What have been some of the better or worse moments in the last ten years?

That’s a tough one. (polls the office). I did an interview with Arto Lindsay which has to be one of the worst ones we ever did. He was not forthcoming and it was awkward. We did a panel at McGill on the theme of diaries. People brought in their diaries, and talked about why they keep them and they read from them. It was electrifying, actually, that was interesting. It was nice because we went out into the public, and people really wanted to see us. The same was true in Winnipeg, where we did a panel on cyberspace. Those were both this past fall. There was a really positive reaction to it. It validates what we do, it makes me think that people want to hear this because they’ll come and see it live. David Wisdom was talking about a show he did out of Windsor one weekend, from a bar, and he said, ‘People came to see me! It must have been the embarrassingly boring thing in the world to see live!’ And in many ways it is, but people just wanted to see Dave. I have to imagine our audience every night. Some nights it’s easy, and sometimes it’s not.

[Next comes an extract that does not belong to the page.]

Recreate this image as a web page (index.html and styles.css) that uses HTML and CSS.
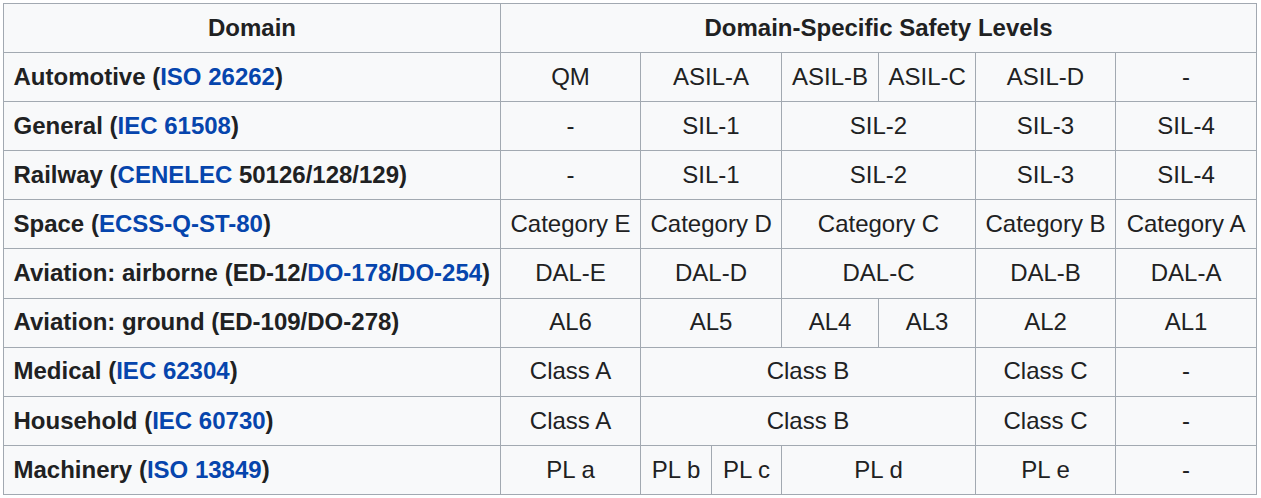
FILE: index.html
```html
<!DOCTYPE html>
<html lang="en">
<head>
<meta charset="utf-8">
<title>Domain-Specific Safety Levels</title>
<link rel="stylesheet" href="styles.css">
</head>
<body>
<table class="wikitable">
  <colgroup>
    <col class="c-domain">
    <col class="c-wide">
    <col class="c-half">
    <col class="c-half2">
    <col class="c-mid">
    <col class="c-mid">
    <col class="c-wide">
    <col class="c-wide2">
  </colgroup>
  <thead>
    <tr>
      <th>Domain</th>
      <th colspan="7">Domain-Specific Safety Levels</th>
    </tr>
  </thead>
  <tbody>
    <tr>
      <th class="row-head">Automotive (<a href="#">ISO 26262</a>)</th>
      <td>QM</td>
      <td colspan="2">ASIL-A</td>
      <td>ASIL-B</td>
      <td>ASIL-C</td>
      <td>ASIL-D</td>
      <td>-</td>
    </tr>
    <tr>
      <th class="row-head">General (<a href="#">IEC 61508</a>)</th>
      <td>-</td>
      <td colspan="2">SIL-1</td>
      <td colspan="2">SIL-2</td>
      <td>SIL-3</td>
      <td>SIL-4</td>
    </tr>
    <tr>
      <th class="row-head">Railway (<a href="#">CENELEC</a> 50126/128/129)</th>
      <td>-</td>
      <td colspan="2">SIL-1</td>
      <td colspan="2">SIL-2</td>
      <td>SIL-3</td>
      <td>SIL-4</td>
    </tr>
    <tr>
      <th class="row-head">Space (<a href="#">ECSS-Q-ST-80</a>)</th>
      <td>Category E</td>
      <td colspan="2">Category D</td>
      <td colspan="2">Category C</td>
      <td>Category B</td>
      <td>Category A</td>
    </tr>
    <tr>
      <th class="row-head">Aviation: airborne (ED-12/<a href="#">DO-178</a>/<a href="#">DO-254</a>)</th>
      <td>DAL-E</td>
      <td colspan="2">DAL-D</td>
      <td colspan="2">DAL-C</td>
      <td>DAL-B</td>
      <td>DAL-A</td>
    </tr>
    <tr>
      <th class="row-head">Aviation: ground (ED-109/DO-278)</th>
      <td>AL6</td>
      <td colspan="2">AL5</td>
      <td>AL4</td>
      <td>AL3</td>
      <td>AL2</td>
      <td>AL1</td>
    </tr>
    <tr>
      <th class="row-head">Medical (<a href="#">IEC 62304</a>)</th>
      <td>Class A</td>
      <td colspan="4">Class B</td>
      <td>Class C</td>
      <td>-</td>
    </tr>
    <tr>
      <th class="row-head">Household (<a href="#">IEC 60730</a>)</th>
      <td>Class A</td>
      <td colspan="4">Class B</td>
      <td>Class C</td>
      <td>-</td>
    </tr>
    <tr>
      <th class="row-head">Machinery (<a href="#">ISO 13849</a>)</th>
      <td>PL a</td>
      <td>PL b</td>
      <td>PL c</td>
      <td colspan="2">PL d</td>
      <td>PL e</td>
      <td>-</td>
    </tr>
  </tbody>
</table>
</body>
</html>
```

FILE: styles.css
```css
html, body {
  margin: 0;
  padding: 0;
  background: #ffffff;
}

body {
  padding: 3px;
  font-family: "Liberation Sans", Arial, sans-serif;
  font-size: 24px;
  color: #202122;
}

.wikitable {
  border-collapse: collapse;
  table-layout: fixed;
  width: 1254px;
  background: #f8f9fa;
  color: #202122;
  border: 1px solid #a2a9b1;
}

.c-domain { width: 497px; }
.c-wide { width: 140px; }
.c-wide2 { width: 141px; }
.c-half { width: 71px; }
.c-half2 { width: 70px; }
.c-mid { width: 97px; }

.wikitable th,
.wikitable td {
  border: 1px solid #a2a9b1;
  padding: 4.8px 9.5px;
  line-height: 38.5px;
  text-align: center;
  vertical-align: middle;
  white-space: nowrap;
  overflow: visible;
}

.wikitable th {
  background: #f8f9fa;
  font-weight: bold;
}

.wikitable th.row-head {
  text-align: left;
}

.wikitable td {
  font-weight: normal;
}

.wikitable a {
  color: #0645ad;
  text-decoration: none;
}
```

Who have you always wanted to interview?
Elvis Costello, because I think he’d be difficult. I think he’s a brilliant guy and would be a wonderful interview. For years I wanted to interview David Byrne, but then I lost interest in him.

Who was your first big one that you had trouble drooling through?
I don’t know. Maybe Laurie Anderson. I’ve done Sonic Youth twice, and neither of them was a picnic. I don’t tend to think about people as, ‘O my god, this person is a huge star.’ One of my fill-in hosts talked to Anthony Hopkins right after Silence of the Lambs; that would have been fun.

Do you feel the audience has grown over the years?
I have no idea. I’m still amazed that we’ve been on the air for ten years and so many people have never heard of us. We’re still pretty obscure. We’re still a best-kept secret. And that’s okay, I’m not in this for glory.